La buona notizia è che la ricerca scientifica si è arricchita negli ultimi anni di un ventaglio piuttosto ampio di strumenti per affrontare questa estrema complessità, e molti terapeuti si stanno formando in terapie specifiche.

La pratica clinica di chi lavora da anni nel campo del trauma e della dissociazione incoraggia in genere approcci integrati, dove il terapeuta abbia varie formazioni, alcune specifiche nel settore del trauma e altre non (Terapia sensomotoria, EMDR, Somatic Experience, Teoria della Dissociazione strutturale, tecniche cognitivo comportamentali, Terapia dialettico Comportamentale, tecniche ipnotiche, formazione in teoria dell’attaccamento, neurobiologia del trauma, psicodinamica, neurofeedback) e sappia utilizzare in maniera sapiente i vari strumenti di cui dispone, modellando l’intervento terapeutico sulle caratteristiche specifiche della persona che ha davanti e sulla qualità del suo funzionamento attuale.

Personalmente ritengo che, di fronte alla evidenza scientifica che le tracce del trauma sono per lo più memorie implicite e di natura somatica e corporea, sia prudente rivolgersi a terapeuti di provata esperienza che abbiano, anche, una formazione specifica in tecniche a mediazione corporea, come quella tipica dell’approccio sensomotorio. Ritengo anche essenziale la conoscenza dell’EMDR che è un approccio clinicamente riconosciuto come efficace da tempo e che ha una ricchissima ricerca alle sue spalle.

E’ molto importante che il terapeuta sia in grado di fornire al paziente un percorso terapeutico con fonti documentate, fatto di psicoeducazione (fornire informazioni circa il proprio disturbo e i suoi effetti sulla vita e il funzionamento), usi e insegni tecniche che incrementino la capacità di riconoscere e gestire i sintomi dissociativi, che consentano di gestire e regolare le emozioni, cosi pesantemente alterate dall’impatto del trauma è fondamentale inoltre che il terapeuta e il paziente si focalizzino il prima possibile su strategie che aiutino a migliorare la qualità della vita e del funzionamento quotidiano (svegliarsi, avere un lavoro, vivere in condizioni di sicurezza, mangiare in modo regolare, avere una rete sociale di supporto, saper chiedere aiuto quando necessario, avere piani di crisi per le emergenze, interrompere dipendenze lesive) , e, quando possibile, soprattutto quando la persona ha gli strumenti per affrontarli, lavorare con tecniche specifiche (Terapia Sensomotoria, EMDR, Dissociazione strutturale, Esposizione) sui vissuti traumatici. La relazione con l’altro in queste persone è cosi profondamente correlata alla esperienza traumatica che spesso il solo fatto di entrare in terapia e stabilire un rapporto di fiducia e collaborazione  è già l’inizio di un reale, profondo, difficile percorso di rielaborazione dei vissuti più dolorosi.

 

Si tratta come appare evidente di percorsi lunghi che richiedono tanta energia e motivazione ma che possono di fatto aiutare a costruire una vita, e delle relazioni, degne di essere vissute.  Il vaso di Pandora può’ essere considerato uno strumento utile?
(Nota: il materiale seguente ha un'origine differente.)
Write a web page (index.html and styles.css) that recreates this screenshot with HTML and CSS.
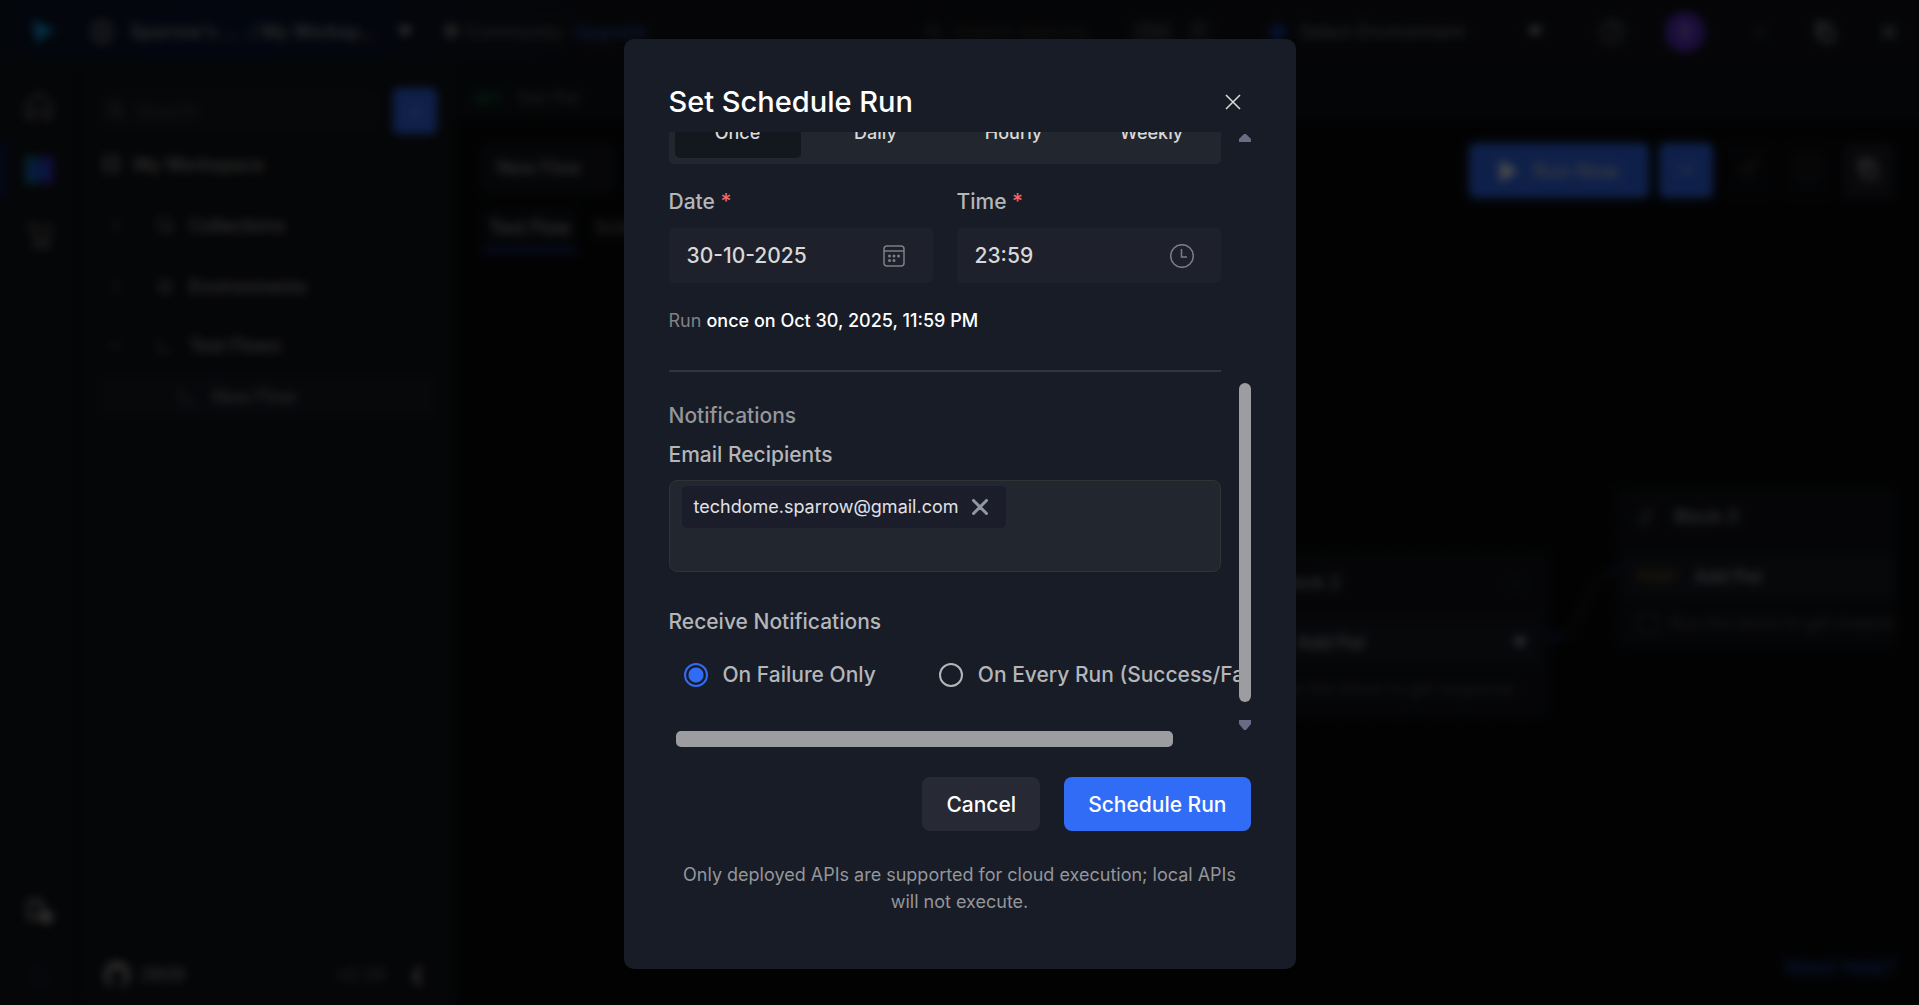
FILE: index.html
```html
<!DOCTYPE html>
<html lang="en">
<head>
    <meta charset="UTF-8">
    <meta name="viewport" content="width=device-width, initial-scale=1.0">
    <title>Sparrow - Set Schedule Run</title>
    <link rel="stylesheet" href="styles.css">
</head>
<body>
    <!-- App behind the dialog -->
    <div class="app" inert>
        <header class="topbar">
            <svg class="logo" width="26" height="26" viewBox="0 0 26 26"><path d="M2 1l23 11-11 4-8 9z" fill="#0ea5e9"/></svg>
            <svg class="icon ws-icon" width="26" height="26" viewBox="0 0 24 24"><circle cx="12" cy="12" r="10"/><path d="M8 6h8v12H8zM8 12h8"/></svg>
            <span class="crumb crumb-team">Sparrow's ...</span>
            <span class="crumb crumb-ws">/ My Worksp...</span>
            <span class="caret"></span>
            <span class="plan">&#9679; Community</span>
            <a class="upgrade" href="#">Upgrade</a>
            <div class="top-search">
                <svg class="icon" width="18" height="18" viewBox="0 0 24 24"><circle cx="10" cy="10" r="7"/><path d="M15 15l6 6"/></svg>
                <span>Search Sparrow</span>
                <kbd>Ctrl</kbd><kbd>F</kbd>
            </div>
            <div class="top-right">
                <span class="env-dot"></span>
                <span class="env-name">Select Environment</span>
                <span class="caret"></span>
                <svg class="icon help-icon" width="26" height="26" viewBox="0 0 24 24"><circle cx="12" cy="12" r="10"/><path d="M9 9a3 3 0 1 1 3 4v1M12 17v1"/></svg>
                <span class="avatar">S</span>
                <svg class="icon" width="20" height="20" viewBox="0 0 24 24"><path d="M4 12h16"/></svg>
                <svg class="icon bright" width="24" height="24" viewBox="0 0 24 24"><path d="M8 8h12v13H8zM4 16V3h12"/></svg>
                <svg class="icon bright" width="20" height="20" viewBox="0 0 24 24"><path d="M4 4l16 16M20 4L4 20"/></svg>
            </div>
        </header>

        <div class="workarea">
            <nav class="rail">
                <svg class="icon" width="32" height="32" viewBox="0 0 24 24"><path d="M3 10l9-8 9 8v11h-5v-6H8v6H3z"/></svg>
                <div class="rail-active">
                    <svg width="28" height="28" viewBox="0 0 28 28"><path d="M0 0h13v28H0z" fill="#0a7ea4"/><path d="M15 0h13v28H15z" fill="#3a2fd0"/><path d="M4 8h20v14H4z" fill="#1f4fd8"/></svg>
                </div>
                <svg class="icon" width="30" height="30" viewBox="0 0 24 24"><path d="M2 3h4l3 12h10l3-9H7"/><circle cx="10" cy="20" r="2"/><circle cx="18" cy="20" r="2"/></svg>
                <div class="rail-bottom">
                    <svg class="icon bright" width="30" height="30" viewBox="0 0 24 24"><path d="M4 3h10v14H4z"/><circle cx="18" cy="16" r="4" fill="#999"/></svg>
                    <span class="rail-dot"></span>
                </div>
            </nav>

            <aside class="sidebar">
                <div class="side-search">
                    <div class="search-box">
                        <svg class="icon" width="20" height="20" viewBox="0 0 24 24"><circle cx="10" cy="10" r="7"/><path d="M15 15l6 6"/></svg>
                        <span>Search</span>
                    </div>
                    <button class="add-btn">+</button>
                </div>
                <div class="side-title">
                    <svg class="icon bright" width="20" height="20" viewBox="0 0 24 24"><path d="M4 3h16v18H4zM4 12h16"/></svg>
                    My Workspace
                </div>
                <div class="side-row"><svg class="icon" width="18" height="18" viewBox="0 0 24 24"><path d="M9 4l8 8-8 8"/></svg><svg class="icon" width="20" height="20" viewBox="0 0 24 24"><path d="M3 4h13v13H3zM20 8v12H8"/></svg><span>Collections</span></div>
                <div class="side-row"><svg class="icon" width="18" height="18" viewBox="0 0 24 24"><path d="M9 4l8 8-8 8"/></svg><svg class="icon" width="20" height="20" viewBox="0 0 24 24"><circle cx="12" cy="12" r="8"/><path d="M8 8v8h8V8"/></svg><span>Environments</span></div>
                <div class="side-row open"><svg class="icon" width="18" height="18" viewBox="0 0 24 24"><path d="M4 9l8 8 8-8"/></svg><svg class="icon" width="20" height="20" viewBox="0 0 24 24"><path d="M4 2v17h16M4 10"/></svg><span>Test Flows</span></div>
                <div class="side-item"><svg class="icon" width="20" height="20" viewBox="0 0 24 24"><path d="M4 2v17h16"/></svg>New Flow</div>
                <div class="side-footer">
                    <svg width="30" height="30" viewBox="0 0 24 24"><path d="M12 1a11 11 0 0 0-4 21v-4c-4-5-3-11 4-11s8 6 4 11v4a11 11 0 0 0-4-21z" fill="#aaa"/></svg>
                    <span class="stars">2808</span>
                    <span class="version">v2.34</span>
                    <span>&#10094;</span>
                </div>
            </aside>

            <main class="main">
                <div class="tabstrip"><span class="get">GET</span><span>Get Pet</span></div>
                <div class="flow-head">
                    <span class="flow-name">New Flow</span>
                    <div class="flow-actions">
                        <button class="run-btn"><svg width="20" height="22" viewBox="0 0 20 22"><path d="M1 0l18 11L1 22z" fill="#fff"/></svg>Run Now</button>
                        <button class="run-more"><svg class="icon bright" width="22" height="22" viewBox="0 0 24 24"><path d="M5 9l7 7 7-7"/></svg></button>
                        <button class="ghost"><svg class="icon" width="24" height="24" viewBox="0 0 24 24"><path d="M21 3L3 12l6 2 3 7z"/></svg></button>
                        <button class="ghost"><svg class="icon" width="24" height="24" viewBox="0 0 24 24"><path d="M4 3h16v18H4z"/></svg></button>
                        <button class="ghost filled"><svg class="icon bright" width="24" height="24" viewBox="0 0 24 24"><path d="M8 8h12v13H8zM4 16V3h12v5"/></svg></button>
                    </div>
                </div>
                <div class="flow-tabs"><span class="current">Test Flow</span><span>Schedule</span></div>
                <div class="canvas">
                    <svg class="edge" width="70" height="80" viewBox="0 0 70 80"><path d="M2 74C40 74 30 6 68 6"/><circle cx="4" cy="74" r="4"/><circle cx="66" cy="6" r="4"/></svg>
                    <section class="node node-2">
                        <div class="node-head"><i>//</i><b>Block 2</b><span class="more">&#8943;</span></div>
                        <div class="node-api"><em>POST</em><b>Add Pet</b><span class="caret"></span></div>
                        <p>&#9711; &nbsp;Run the block to get response</p>
                    </section>
                    <section class="node node-3">
                        <div class="node-head"><i>//</i><b>Block 3</b></div>
                        <div class="node-api"><em>POST</em><b>Add Pet</b></div>
                        <p>&#9711; &nbsp;Run the block to get response</p>
                    </section>
                    <a class="help" href="#">Need Help?</a>
                </div>
            </main>
        </div>
    </div>

    <!-- Schedule dialog -->
    <div class="overlay">
        <form class="modal" role="dialog" aria-labelledby="modalTitle">
            <div class="modal-header">
                <h1 id="modalTitle">Set Schedule Run</h1>
                <button type="button" class="close-btn" aria-label="Close">
                    <svg width="16" height="16" viewBox="0 0 16 16"><path d="M1 1l14 14M15 1L1 15"/></svg>
                </button>
            </div>

            <div class="scroll-frame">
                <div class="pane">
                    <div class="tabs">
                        <button type="button" class="tab active">Once</button>
                        <button type="button" class="tab">Daily</button>
                        <button type="button" class="tab">Hourly</button>
                        <button type="button" class="tab">Weekly</button>
                    </div>

                    <div class="when">
                        <div>
                            <label for="runDate">Date <span class="required">*</span></label>
                            <div class="field">
                                <input type="text" id="runDate" value="30-10-2025">
                                <svg width="24" height="24" viewBox="0 0 24 24">
                                    <rect x="2" y="2" width="20" height="20" rx="3"/>
                                    <path d="M2 7h20"/>
                                    <g class="dots"><circle cx="7.5" cy="12" r="1.5"/><circle cx="12" cy="12" r="1.5"/><circle cx="16.5" cy="12" r="1.5"/><circle cx="7.5" cy="16.5" r="1.5"/><circle cx="12" cy="16.5" r="1.5"/></g>
                                </svg>
                            </div>
                        </div>
                        <div>
                            <label for="runTime">Time <span class="required">*</span></label>
                            <div class="field">
                                <input type="text" id="runTime" value="23:59">
                                <svg width="24" height="24" viewBox="0 0 24 24"><circle cx="12" cy="12" r="11.3"/><path d="M11.5 5v8H17"/></svg>
                            </div>
                        </div>
                    </div>

                    <p class="summary">Run <strong>once on Oct 30, 2025, 11:59 PM</strong></p>
                    <hr>

                    <h2>Notifications</h2>
                    <label for="recipients" class="recipients-label">Email Recipients</label>
                    <div class="recipients">
                        <span class="chip">
                            techdome.sparrow@gmail.com
                            <button type="button" aria-label="Remove recipient">
                                <svg width="16" height="16" viewBox="0 0 16 16"><path d="M1.5 1.5l13 13M14.5 1.5l-13 13"/></svg>
                            </button>
                        </span>
                        <input type="text" id="recipients">
                    </div>

                    <h3>Receive Notifications</h3>
                    <div class="radios">
                        <input type="radio" name="notify" id="onFailure" checked>
                        <label for="onFailure">On Failure Only</label>
                        <input type="radio" name="notify" id="onEvery">
                        <label for="onEvery">On Every Run (Success/Failure)</label>
                    </div>
                </div>
                <div class="vbar">
                    <svg width="12" height="8" viewBox="0 0 12 8"><path d="M0 8V5l5-5h2l5 5v3z"/></svg>
                    <span class="vthumb"></span>
                    <svg width="12" height="10" viewBox="0 0 12 10"><path d="M0 0h12v4l-5 6H5L0 4z"/></svg>
                </div>
                <div class="hbar"><span class="hthumb"></span></div>
            </div>

            <div class="actions">
                <button type="button" class="btn cancel">Cancel</button>
                <button type="submit" class="btn primary">Schedule Run</button>
            </div>
            <p class="note">Only deployed APIs are supported for cloud execution; local APIs will not execute.</p>
        </form>
    </div>
</body>
</html>
```

FILE: styles.css
```css
* {
    box-sizing: border-box;
}
body {
    margin: 0;
    font-family: Inter, "Liberation Sans", sans-serif;
    background: #08090b;
    color: #ccc;
    overflow: hidden;
}
button, input {
    font-family: inherit;
    border: none;
    padding: 0;
    margin: 0;
}
button {
    cursor: pointer;
}
a {
    text-decoration: none;
}

/* App */
.app {
    height: 100vh;
    display: flex;
    flex-direction: column;
    font-size: 18px;
}
.icon {
    fill: none;
    stroke: #777;
    stroke-width: 2;
    flex: none;
}
.icon.bright {
    stroke: #ccc;
}
.caret {
    border: 7px solid transparent;
    border-top: 9px solid #ddd;
    border-bottom: 0;
}
.topbar {
    height: 63px;
    flex: none;
    display: flex;
    align-items: center;
    padding: 0 20px 0 31px;
    white-space: nowrap;
    background: radial-gradient(ellipse 400px 120px at 210px 30px, #0a1636, #111318);
}
.ws-icon {
    margin: 0 15px 0 32px;
}
.crumb {
    font-weight: 500;
    color: #aaa;
}
.crumb-team {
    width: 120px;
}
.crumb-ws {
    width: 148px;
}
.plan {
    color: #777;
    width: 130px;
    margin-left: 31px;
}
.upgrade {
    color: #3560c8;
}
.top-search {
    flex: none;
    width: 312px;
    height: 38px;
    margin-left: auto;
    padding: 0 12px;
    display: flex;
    align-items: center;
    gap: 10px;
    color: #444;
    background: #101216;
}
.top-search span {
    flex: 1;
}
kbd {
    font-family: inherit;
    color: #777;
    background: #1c1e24;
    padding: 2px 8px;
}
.top-right {
    display: flex;
    align-items: center;
    gap: 42px;
    margin-left: 45px;
}
.env-dot {
    width: 16px;
    height: 16px;
    border-radius: 50%;
    background: #1a3fa8;
    margin-right: -28px;
}
.env-name {
    width: 186px;
    color: #888;
}
.help-icon {
    margin-left: 15px;
}
.avatar {
    width: 40px;
    height: 40px;
    margin: 0 4px 0 -2px;
    border-radius: 50%;
    background: #5b2fc9;
    color: #ccc;
    text-align: center;
    line-height: 40px;
}
.workarea {
    flex: 1;
    min-height: 0;
    display: flex;
}
.rail {
    width: 80px;
    padding-top: 27px;
    display: flex;
    flex-direction: column;
    align-items: center;
    background: #121419;
    border-right: 2px solid #090a0c;
}
.rail-active {
    width: 100%;
    height: 56px;
    margin: 20px 0 22px;
    display: flex;
    align-items: center;
    justify-content: center;
    border-left: 9px solid #0d1c47;
}
.rail-active svg {
    margin-right: 9px;
}
.rail-bottom {
    margin: auto 0 14px;
    display: flex;
    flex-direction: column;
    align-items: center;
    gap: 36px;
}
.rail-dot {
    width: 28px;
    height: 28px;
    border-radius: 50%;
    background: #171a24;
}
.sidebar {
    width: 375px;
    padding: 25px 17px 0 16px;
    display: flex;
    flex-direction: column;
    font-weight: 500;
    background: #121419;
    border-right: 1px solid #1a1c21;
}
.side-search {
    display: flex;
    gap: 14px;
}
.search-box {
    flex: 1;
    height: 46px;
    padding: 0 10px;
    display: flex;
    align-items: center;
    gap: 10px;
    color: #444;
    background: #171a20;
    border-radius: 6px;
}
.add-btn {
    width: 44px;
    color: #aac;
    font-size: 22px;
    background: #316cf6;
    border-radius: 6px;
}
.side-title, .side-row {
    display: flex;
    align-items: center;
    height: 61px;
    border-bottom: 1px solid #191b20;
    color: #aaa;
}
.side-title {
    gap: 13px;
    padding-left: 5px;
}
.side-row {
    gap: 14px;
    padding-left: 10px;
}
.side-row .icon + .icon {
    margin-left: 17px;
}
.side-row.open {
    height: 56px;
    border: none;
}
.side-item {
    height: 46px;
    display: flex;
    align-items: center;
    gap: 14px;
    padding-left: 82px;
    color: #888;
    background: #181b24;
    border-radius: 4px;
}
.side-footer {
    margin-top: auto;
    height: 62px;
    display: flex;
    align-items: center;
    gap: 8px;
    padding: 0 12px 0 6px;
    border-top: 1px solid #1c1e23;
}
.stars {
    color: #999;
}
.version {
    margin-left: auto;
    margin-right: 16px;
    color: #666;
}
.main {
    flex: 1;
    min-width: 0;
    display: flex;
    flex-direction: column;
    color: #999;
}
.tabstrip {
    height: 57px;
    padding: 12px 18px 0;
    display: flex;
    gap: 12px;
    align-items: center;
    background: #101217;
    color: #666;
}
.get {
    color: #138a4c;
    font-size: 16px;
}
.flow-head {
    display: flex;
    justify-content: space-between;
    padding: 23px 26px 0;
}
.flow-name {
    width: 134px;
    height: 50px;
    padding: 14px 16px;
    color: #bbb;
    background: #14161d;
}
.flow-actions {
    display: flex;
    gap: 10px;
}
.flow-actions button {
    width: 50px;
    height: 55px;
    background: #0d0e12;
    border-radius: 6px;
}
.flow-actions .ghost:not(.filled) .icon {
    stroke: #444;
}
.flow-actions .run-btn {
    width: 180px;
    display: flex;
    align-items: center;
    justify-content: center;
    gap: 14px;
    color: #ccc;
    font-size: 20px;
    font-weight: 500;
}
.flow-actions .run-more {
    width: 54px;
}
.flow-actions .run-btn, .flow-actions .run-more {
    background: #316cf6;
}
.flow-actions .filled {
    background: #1e1e28;
}
.flow-tabs {
    display: flex;
    gap: 12px;
    padding: 9px 28px;
}
.flow-tabs span {
    padding: 10px 6px;
}
.flow-tabs .current {
    color: #ccc;
    background: #111319;
    border-bottom: 5px solid #1a2d80;
}
.canvas {
    flex: 1;
    position: relative;
    overflow: hidden;
    margin-right: 24px;
    background: radial-gradient(circle, #12121a 1px, transparent 2px) 0 0 / 30px 30px;
}
.node {
    position: absolute;
    width: 328px;
    height: 162px;
    background: #111318;
    border-radius: 6px;
}
.node-2 {
    left: 765px;
    top: 291px;
}
.node-3 {
    left: 1162px;
    top: 225px;
}
.edge {
    position: absolute;
    left: 1095px;
    top: 302px;
    fill: #1c2c80;
}
.edge path {
    fill: none;
    stroke: #333;
    stroke-width: 2;
}
.node-head, .node-api {
    display: flex;
    align-items: center;
    gap: 22px;
    padding: 0 22px;
    height: 58px;
}
.node-api {
    height: 44px;
    margin: 9px 6px 0;
    padding: 0 15px;
    gap: 16px;
    background: #181b24;
}
.node b {
    font-weight: 500;
    color: #aaa;
}
.node em {
    color: #a8841c;
    font-style: normal;
    font-size: 15px;
}
.node .more, .node .caret {
    margin-left: auto;
}
.node p {
    margin: 15px 20px;
    font-size: 17px;
    color: #555;
    white-space: nowrap;
}
.help {
    position: absolute;
    right: 0;
    bottom: 26px;
    font-size: 20px;
    color: #2a55cc;
}

/* Modal */
.overlay {
    position: fixed;
    inset: 0;
    display: flex;
    justify-content: center;
    align-items: flex-start;
    padding-top: 39px;
    background: rgba(0, 0, 0, 0.7);
    backdrop-filter: blur(5px);
}
.modal {
    width: 672px;
    padding: 45px 45px 54px;
    background: #181c26;
    border-radius: 10px;
}
.modal-header {
    display: flex;
    justify-content: space-between;
    align-items: center;
    margin-bottom: 12px;
}
.modal-header h1 {
    margin: 0;
    font-size: 29px;
    line-height: 36px;
    font-weight: 500;
    color: #fff;
}
.close-btn {
    width: 36px;
    height: 36px;
    background: none;
}
.close-btn svg {
    display: block;
    margin: auto;
    stroke: #ddd;
    stroke-width: 1.5;
}
.scroll-frame {
    display: grid;
    grid-template-columns: minmax(0, 1fr) 12px;
    grid-template-rows: minmax(0, 1fr) 16px;
    height: calc(100vh - 390px);
}
/* content is kept at the end of the scroll range */
.pane {
    display: flex;
    flex-direction: column;
    justify-content: flex-end;
    overflow: hidden;
    padding: 0 18px 41px 0;
    font-size: 21px;
    line-height: 30px;
    font-weight: 500;
    color: #b4b6ba;
}
.tabs {
    display: grid;
    grid-template-columns: repeat(4, 1fr);
    gap: 12px;
    padding: 6px;
    margin-bottom: 23px;
    background: #22262f;
    border-radius: 5px;
}
.tab {
    height: 51px;
    font-size: 18px;
    font-weight: 500;
    color: #d8d8d8;
    background: none;
    border-radius: 5px;
}
.tab.active {
    background: #13181f;
}
.when {
    display: grid;
    grid-template-columns: repeat(2, minmax(0, 1fr));
    gap: 24px;
    margin-bottom: 24px;
}
.when label {
    display: block;
    margin-bottom: 11px;
}
.required {
    color: #f26868;
}
.field {
    display: flex;
    align-items: center;
    height: 55px;
    padding: 0 27px 0 18px;
    background: #1e212b;
    border-radius: 5px;
}
.field input {
    flex: 1;
    min-width: 0;
    font-size: 21px;
    font-weight: 500;
    color: #d8d8d8;
    background: none;
}
.field svg {
    flex: none;
    fill: none;
    stroke: #7d7f86;
    stroke-width: 1.5;
}
.field .dots {
    fill: #7d7f86;
    stroke: none;
}
.summary {
    margin: 0 0 36px;
    font-size: 18px;
    line-height: 27px;
    font-weight: 400;
    color: #808288;
}
.summary strong {
    font-weight: 500;
    color: #fff;
}
hr {
    width: 100%;
    height: 2px;
    flex: none;
    margin: 0 0 29px;
    border: none;
    background: #31353f;
}
h2, h3 {
    margin: 0;
    font-size: 21px;
    line-height: 30px;
    font-weight: 500;
}
h2 {
    margin-bottom: 9px;
    color: #94969b;
}
.recipients-label {
    margin-bottom: 10px;
}
.recipients {
    display: flex;
    align-items: flex-start;
    height: 92px;
    flex: none;
    padding: 5px 12px;
    margin-bottom: 35px;
    background: #22262f;
    border: 1px solid #313236;
    border-radius: 8px;
}
.recipients input {
    flex: 1;
    min-width: 0;
    height: 42px;
    background: none;
    color: #d8dae0;
    font-size: 18px;
}
.chip {
    display: flex;
    align-items: center;
    gap: 14px;
    height: 42px;
    padding: 0 18px 0 12px;
    font-size: 18px;
    font-weight: 400;
    color: #e0e2e8;
    background: #1b1d2a;
    border-radius: 5px;
}
.chip button {
    background: none;
}
.chip svg {
    display: block;
    stroke: #8f97a3;
    stroke-width: 3;
    stroke-linecap: round;
}
h3 {
    margin-bottom: 23px;
}
.radios {
    display: flex;
    align-items: center;
    gap: 15px;
    padding-left: 15px;
    white-space: nowrap;
}
.radios input {
    appearance: none;
    flex: none;
    width: 24px;
    height: 24px;
    border: 2px solid #b4b6ba;
    border-radius: 50%;
}
.radios input:checked {
    border-color: #316cf6;
    background: radial-gradient(circle, #316cf6 7px, transparent 8px);
}
.radios label + input {
    margin-left: 48px;
}
.vbar {
    display: flex;
    flex-direction: column;
    justify-content: space-between;
    padding: 2px 0 1px;
}
.vbar svg {
    display: block;
    fill: #6b6b85;
}
.vthumb {
    height: 319px;
    margin-top: 223px;
    background: #9c9da1;
    border-radius: 6px;
}
.hbar {
    padding: 0 66px 0 7px;
}
.hthumb {
    display: block;
    height: 16px;
    background: #9c9da1;
    border-radius: 5px;
}
.actions {
    display: flex;
    justify-content: flex-end;
    gap: 24px;
    margin: 30px 0;
}
.btn {
    height: 54px;
    padding: 0 24px;
    font-size: 21px;
    font-weight: 500;
    color: #fff;
    border-radius: 8px;
}
.cancel {
    background: #272935;
}
.primary {
    background: #316cf6;
}
.note {
    margin: 0;
    font-size: 18px;
    line-height: 27px;
    text-align: center;
    color: #94969b;
}
```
Progetti come il  Vaso di Pandora rappresentano dei riferimenti estremamente preziosi, perché forniscono  informazioni scientifiche aggiornate e di estremo rilievo, e allo stesso tempo consentono ai survivors la comunicazione e la condivisione di esperienze e il reciproco supporto, e possono mediare l’accesso, per chi ritiene di averne bisogno, a percorsi terapeutici specialistici.